Short problem »
Give every line again exactly as it appears, please, but not the pictures.

Data in this exercise »

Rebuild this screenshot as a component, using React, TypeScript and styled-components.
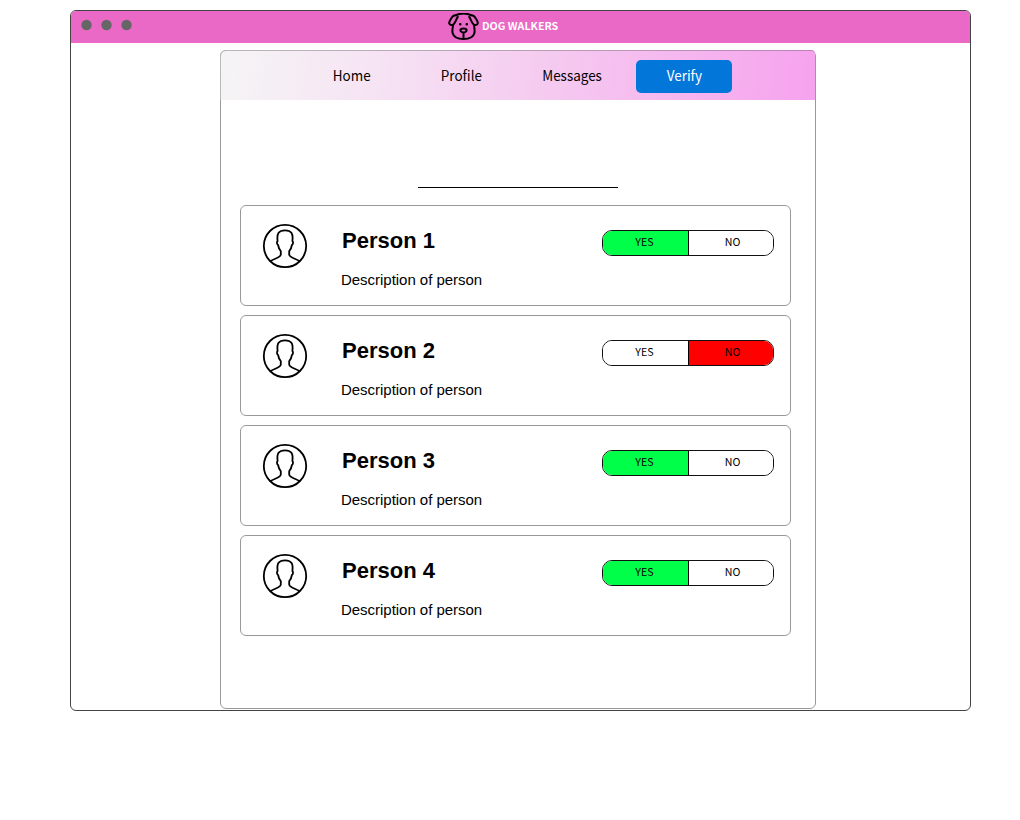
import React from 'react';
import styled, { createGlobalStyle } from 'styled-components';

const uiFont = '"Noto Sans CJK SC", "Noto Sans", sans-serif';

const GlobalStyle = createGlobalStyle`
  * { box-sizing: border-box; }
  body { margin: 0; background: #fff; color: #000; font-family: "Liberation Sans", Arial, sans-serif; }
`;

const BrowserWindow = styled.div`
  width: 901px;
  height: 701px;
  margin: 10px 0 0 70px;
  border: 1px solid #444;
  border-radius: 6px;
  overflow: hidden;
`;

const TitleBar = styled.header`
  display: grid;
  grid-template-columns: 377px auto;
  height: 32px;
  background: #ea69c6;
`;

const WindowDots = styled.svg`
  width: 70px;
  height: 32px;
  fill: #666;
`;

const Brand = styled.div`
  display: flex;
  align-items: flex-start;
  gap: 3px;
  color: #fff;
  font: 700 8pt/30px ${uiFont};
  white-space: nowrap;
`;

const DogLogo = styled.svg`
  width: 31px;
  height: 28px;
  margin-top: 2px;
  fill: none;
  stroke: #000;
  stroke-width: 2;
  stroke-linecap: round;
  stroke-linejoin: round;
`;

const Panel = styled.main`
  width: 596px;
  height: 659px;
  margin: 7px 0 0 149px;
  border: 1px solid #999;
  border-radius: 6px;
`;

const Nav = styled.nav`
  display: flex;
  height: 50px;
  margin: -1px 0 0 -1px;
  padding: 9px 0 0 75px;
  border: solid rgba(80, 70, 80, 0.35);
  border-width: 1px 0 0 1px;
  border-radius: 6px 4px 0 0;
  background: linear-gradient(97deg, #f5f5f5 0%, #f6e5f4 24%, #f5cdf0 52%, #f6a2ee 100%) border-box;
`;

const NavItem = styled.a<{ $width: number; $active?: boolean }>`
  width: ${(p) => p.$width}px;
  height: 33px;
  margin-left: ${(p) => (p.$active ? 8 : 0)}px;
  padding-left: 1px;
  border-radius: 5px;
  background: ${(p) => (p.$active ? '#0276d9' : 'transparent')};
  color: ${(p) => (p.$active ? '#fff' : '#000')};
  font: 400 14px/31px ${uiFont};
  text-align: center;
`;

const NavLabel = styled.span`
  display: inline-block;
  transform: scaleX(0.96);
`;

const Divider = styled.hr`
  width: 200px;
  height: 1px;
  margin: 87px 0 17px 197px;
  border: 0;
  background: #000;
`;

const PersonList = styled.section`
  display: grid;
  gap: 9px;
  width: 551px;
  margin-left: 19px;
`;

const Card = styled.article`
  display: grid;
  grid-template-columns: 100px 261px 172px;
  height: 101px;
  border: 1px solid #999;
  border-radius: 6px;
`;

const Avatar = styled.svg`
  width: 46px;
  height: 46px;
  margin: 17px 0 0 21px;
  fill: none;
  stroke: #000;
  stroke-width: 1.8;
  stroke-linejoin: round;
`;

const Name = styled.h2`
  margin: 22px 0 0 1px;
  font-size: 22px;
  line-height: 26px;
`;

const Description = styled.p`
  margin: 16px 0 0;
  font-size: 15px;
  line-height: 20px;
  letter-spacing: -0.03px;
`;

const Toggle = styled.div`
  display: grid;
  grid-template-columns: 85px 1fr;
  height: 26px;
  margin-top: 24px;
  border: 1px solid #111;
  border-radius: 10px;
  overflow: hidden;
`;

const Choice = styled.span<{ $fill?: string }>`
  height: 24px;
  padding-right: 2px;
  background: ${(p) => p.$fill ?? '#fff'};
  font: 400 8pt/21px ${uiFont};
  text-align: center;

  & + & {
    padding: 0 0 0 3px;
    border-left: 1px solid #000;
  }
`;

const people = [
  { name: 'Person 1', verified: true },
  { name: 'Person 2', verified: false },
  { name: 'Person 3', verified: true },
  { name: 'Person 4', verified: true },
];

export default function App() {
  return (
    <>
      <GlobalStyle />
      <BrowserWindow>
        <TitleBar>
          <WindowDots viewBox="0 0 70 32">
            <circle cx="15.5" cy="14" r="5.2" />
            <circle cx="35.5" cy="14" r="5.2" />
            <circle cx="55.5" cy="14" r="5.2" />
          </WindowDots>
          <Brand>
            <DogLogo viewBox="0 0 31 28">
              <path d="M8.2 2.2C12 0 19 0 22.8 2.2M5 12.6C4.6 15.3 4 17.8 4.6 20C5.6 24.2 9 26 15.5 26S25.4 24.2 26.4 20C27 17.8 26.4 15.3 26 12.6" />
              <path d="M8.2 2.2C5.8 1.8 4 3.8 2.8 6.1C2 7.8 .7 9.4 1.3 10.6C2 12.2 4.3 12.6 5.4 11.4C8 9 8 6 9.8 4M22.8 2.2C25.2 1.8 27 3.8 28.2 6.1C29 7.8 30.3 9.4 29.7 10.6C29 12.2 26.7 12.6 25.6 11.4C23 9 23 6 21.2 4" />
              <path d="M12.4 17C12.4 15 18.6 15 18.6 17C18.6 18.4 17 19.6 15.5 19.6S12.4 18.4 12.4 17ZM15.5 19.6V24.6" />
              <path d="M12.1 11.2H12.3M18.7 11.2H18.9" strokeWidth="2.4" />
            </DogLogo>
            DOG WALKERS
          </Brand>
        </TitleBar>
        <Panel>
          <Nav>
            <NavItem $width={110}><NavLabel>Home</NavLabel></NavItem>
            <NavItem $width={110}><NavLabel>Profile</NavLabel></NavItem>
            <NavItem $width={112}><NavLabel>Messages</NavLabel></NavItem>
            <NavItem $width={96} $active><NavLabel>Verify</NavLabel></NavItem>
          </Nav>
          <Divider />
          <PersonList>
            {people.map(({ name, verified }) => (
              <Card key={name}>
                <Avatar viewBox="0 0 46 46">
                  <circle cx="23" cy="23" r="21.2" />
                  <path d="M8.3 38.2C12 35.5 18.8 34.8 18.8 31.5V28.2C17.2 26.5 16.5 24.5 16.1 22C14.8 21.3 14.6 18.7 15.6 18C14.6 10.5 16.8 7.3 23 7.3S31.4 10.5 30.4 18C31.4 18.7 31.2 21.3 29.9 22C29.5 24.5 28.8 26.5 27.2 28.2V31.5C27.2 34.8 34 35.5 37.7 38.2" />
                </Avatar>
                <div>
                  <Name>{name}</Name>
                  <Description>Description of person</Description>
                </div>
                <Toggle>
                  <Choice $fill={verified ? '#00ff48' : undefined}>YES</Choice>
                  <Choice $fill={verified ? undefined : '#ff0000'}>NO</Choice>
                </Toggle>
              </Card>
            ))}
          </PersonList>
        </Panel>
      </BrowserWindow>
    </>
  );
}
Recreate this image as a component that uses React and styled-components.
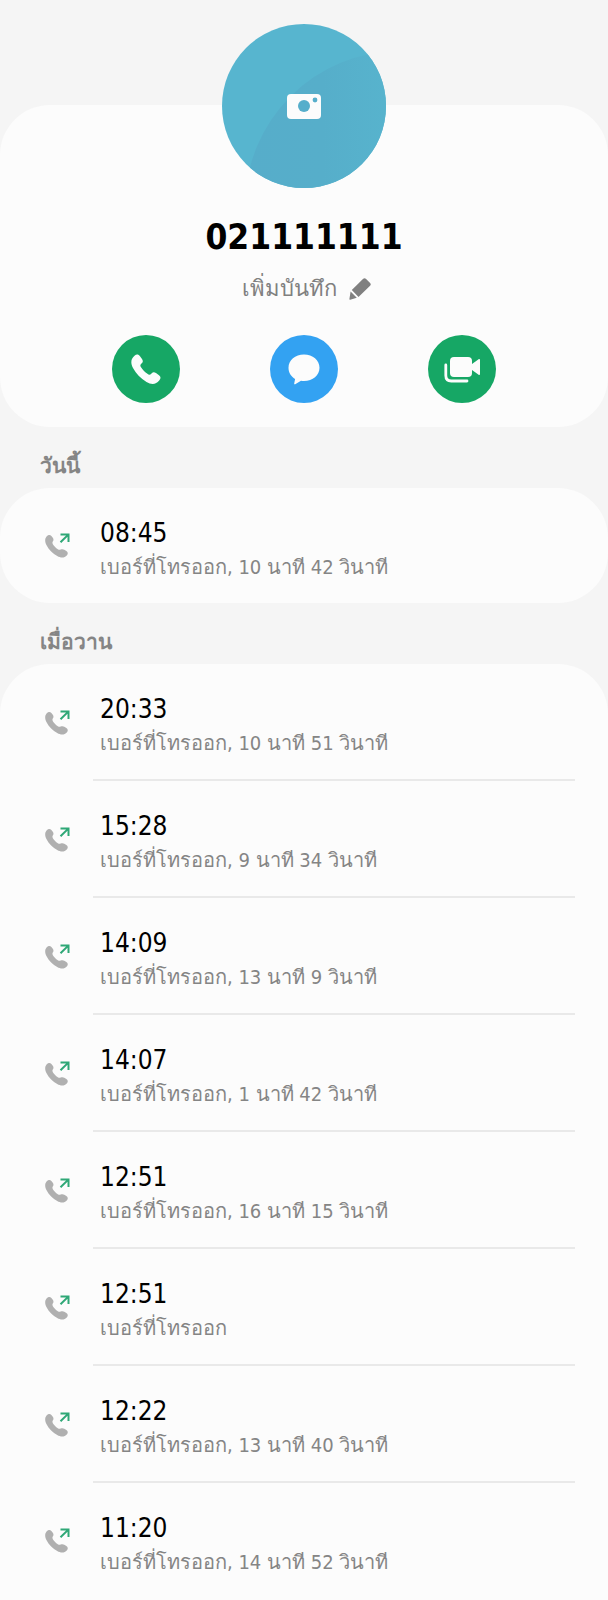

Output below »
Rebuild this screenshot as a component, using React, TypeScript and styled-components.
import React from 'react';
import styled, { createGlobalStyle } from 'styled-components';

const uiFont = '"Noto Sans CJK SC", "Noto Sans", sans-serif';

const GlobalStyle = createGlobalStyle`
  * { box-sizing: border-box; }
  body { margin: 0; background: #fff; color: #000; font-family: "Liberation Sans", Arial, sans-serif; }
`;

const BrowserWindow = styled.div`
  width: 901px;
  height: 701px;
  margin: 10px 0 0 70px;
  border: 1px solid #444;
  border-radius: 6px;
  overflow: hidden;
`;

const TitleBar = styled.header`
  display: grid;
  grid-template-columns: 377px auto;
  height: 32px;
  background: #ea69c6;
`;

const WindowDots = styled.svg`
  width: 70px;
  height: 32px;
  fill: #666;
`;

const Brand = styled.div`
  display: flex;
  align-items: flex-start;
  gap: 3px;
  color: #fff;
  font: 700 8pt/30px ${uiFont};
  white-space: nowrap;
`;

const DogLogo = styled.svg`
  width: 31px;
  height: 28px;
  margin-top: 2px;
  fill: none;
  stroke: #000;
  stroke-width: 2;
  stroke-linecap: round;
  stroke-linejoin: round;
`;

const Panel = styled.main`
  width: 596px;
  height: 659px;
  margin: 7px 0 0 149px;
  border: 1px solid #999;
  border-radius: 6px;
`;

const Nav = styled.nav`
  display: flex;
  height: 50px;
  margin: -1px 0 0 -1px;
  padding: 9px 0 0 75px;
  border: solid rgba(80, 70, 80, 0.35);
  border-width: 1px 0 0 1px;
  border-radius: 6px 4px 0 0;
  background: linear-gradient(97deg, #f5f5f5 0%, #f6e5f4 24%, #f5cdf0 52%, #f6a2ee 100%) border-box;
`;

const NavItem = styled.a<{ $width: number; $active?: boolean }>`
  width: ${(p) => p.$width}px;
  height: 33px;
  margin-left: ${(p) => (p.$active ? 8 : 0)}px;
  padding-left: 1px;
  border-radius: 5px;
  background: ${(p) => (p.$active ? '#0276d9' : 'transparent')};
  color: ${(p) => (p.$active ? '#fff' : '#000')};
  font: 400 14px/31px ${uiFont};
  text-align: center;
`;

const NavLabel = styled.span`
  display: inline-block;
  transform: scaleX(0.96);
`;

const Divider = styled.hr`
  width: 200px;
  height: 1px;
  margin: 87px 0 17px 197px;
  border: 0;
  background: #000;
`;

const PersonList = styled.section`
  display: grid;
  gap: 9px;
  width: 551px;
  margin-left: 19px;
`;

const Card = styled.article`
  display: grid;
  grid-template-columns: 100px 261px 172px;
  height: 101px;
  border: 1px solid #999;
  border-radius: 6px;
`;

const Avatar = styled.svg`
  width: 46px;
  height: 46px;
  margin: 17px 0 0 21px;
  fill: none;
  stroke: #000;
  stroke-width: 1.8;
  stroke-linejoin: round;
`;

const Name = styled.h2`
  margin: 22px 0 0 1px;
  font-size: 22px;
  line-height: 26px;
`;

const Description = styled.p`
  margin: 16px 0 0;
  font-size: 15px;
  line-height: 20px;
  letter-spacing: -0.03px;
`;

const Toggle = styled.div`
  display: grid;
  grid-template-columns: 85px 1fr;
  height: 26px;
  margin-top: 24px;
  border: 1px solid #111;
  border-radius: 10px;
  overflow: hidden;
`;

const Choice = styled.span<{ $fill?: string }>`
  height: 24px;
  padding-right: 2px;
  background: ${(p) => p.$fill ?? '#fff'};
  font: 400 8pt/21px ${uiFont};
  text-align: center;

  & + & {
    padding: 0 0 0 3px;
    border-left: 1px solid #000;
  }
`;

const people = [
  { name: 'Person 1', verified: true },
  { name: 'Person 2', verified: false },
  { name: 'Person 3', verified: true },
  { name: 'Person 4', verified: true },
];

export default function App() {
  return (
    <>
      <GlobalStyle />
      <BrowserWindow>
        <TitleBar>
          <WindowDots viewBox="0 0 70 32">
            <circle cx="15.5" cy="14" r="5.2" />
            <circle cx="35.5" cy="14" r="5.2" />
            <circle cx="55.5" cy="14" r="5.2" />
          </WindowDots>
          <Brand>
            <DogLogo viewBox="0 0 31 28">
              <path d="M8.2 2.2C12 0 19 0 22.8 2.2M5 12.6C4.6 15.3 4 17.8 4.6 20C5.6 24.2 9 26 15.5 26S25.4 24.2 26.4 20C27 17.8 26.4 15.3 26 12.6" />
              <path d="M8.2 2.2C5.8 1.8 4 3.8 2.8 6.1C2 7.8 .7 9.4 1.3 10.6C2 12.2 4.3 12.6 5.4 11.4C8 9 8 6 9.8 4M22.8 2.2C25.2 1.8 27 3.8 28.2 6.1C29 7.8 30.3 9.4 29.7 10.6C29 12.2 26.7 12.6 25.6 11.4C23 9 23 6 21.2 4" />
              <path d="M12.4 17C12.4 15 18.6 15 18.6 17C18.6 18.4 17 19.6 15.5 19.6S12.4 18.4 12.4 17ZM15.5 19.6V24.6" />
              <path d="M12.1 11.2H12.3M18.7 11.2H18.9" strokeWidth="2.4" />
            </DogLogo>
            DOG WALKERS
          </Brand>
        </TitleBar>
        <Panel>
          <Nav>
            <NavItem $width={110}><NavLabel>Home</NavLabel></NavItem>
            <NavItem $width={110}><NavLabel>Profile</NavLabel></NavItem>
            <NavItem $width={112}><NavLabel>Messages</NavLabel></NavItem>
            <NavItem $width={96} $active><NavLabel>Verify</NavLabel></NavItem>
          </Nav>
          <Divider />
          <PersonList>
            {people.map(({ name, verified }) => (
              <Card key={name}>
                <Avatar viewBox="0 0 46 46">
                  <circle cx="23" cy="23" r="21.2" />
                  <path d="M8.3 38.2C12 35.5 18.8 34.8 18.8 31.5V28.2C17.2 26.5 16.5 24.5 16.1 22C14.8 21.3 14.6 18.7 15.6 18C14.6 10.5 16.8 7.3 23 7.3S31.4 10.5 30.4 18C31.4 18.7 31.2 21.3 29.9 22C29.5 24.5 28.8 26.5 27.2 28.2V31.5C27.2 34.8 34 35.5 37.7 38.2" />
                </Avatar>
                <div>
                  <Name>{name}</Name>
                  <Description>Description of person</Description>
                </div>
                <Toggle>
                  <Choice $fill={verified ? '#00ff48' : undefined}>YES</Choice>
                  <Choice $fill={verified ? undefined : '#ff0000'}>NO</Choice>
                </Toggle>
              </Card>
            ))}
          </PersonList>
        </Panel>
      </BrowserWindow>
    </>
  );
}
Recreate this image as a component that uses React and styled-components.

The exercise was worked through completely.